When Fall Out Boy triumphantly announced that they were returning from the brink of extinction in February, with a new album in tow and a run of shows worldwide, the question on everyone’s lips was: “Will they REALLY save rock and roll?” Well, the question on the lips of those of us still desperately holding onto the tattered remains of our pop-punk riddled youth. Funnily enough, the record itself isn’t trying to save rock and roll. Rather, it’s a testament to the classic tongue-in-cheek nature of the four boys from Chicago who brought us such song titles as “You’re Crashing But You’re No Wave” and “Our Lawyers Made Us Change The Name Of This Song So We Wouldn’t Get Sued”.
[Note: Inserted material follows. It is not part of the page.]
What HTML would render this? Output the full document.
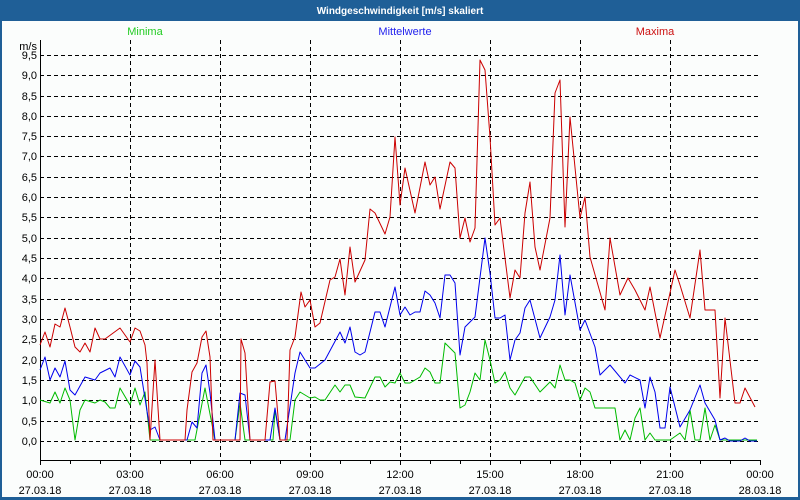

First things first, this record has been made by Fall Out Boy and for Fall Out Boy – and a lot has changed in the 10 years since they released Take This To Your Grave. The dramatic and anthemic opener “The Phoenix” sees Fall Out Boy preparing for battle and urging listeners to “put on their war paint” and join them. And if you’re along for the ride, it’s a heck of a listen. The synth pop of “Alone Together” rolls into the utterly infectious “Where Did The Party Go” while rock meets rap on the Big Sean-aided “The Mighty Fall”. Even Courtney Love makes herself known on the in-your-face “Rat A Tat”. The album is overflowing with massive hooks and sing-along choruses, and it’s astounding how layered each and every track sounds. Even the purists out there will be able to plot how the band got to this point sonically.
By the time the title track and album closer rolls around (featuring the inimitable Sir Elton John), the lighters will be in the air and you’ll be cherishing the lines “Oh no, we won’t go/’Cos we don’t know when to quit” and the boys’ matching attitude. Is this a record they could have written four years ago? Hardly. Even the band will tell you that. After four full-lengths, Save Rock And Roll is an ambitious marker of growth and maturity and the sweet result of spending some time apart. They say absence makes the heart grow fonder, and it’s certainly worked in Fall Out Boy’s favour.
The Essential Track: “Death Valley”: The perfect poppy mix of old-meets-new for the more skeptical Fall Out Boy fan among us.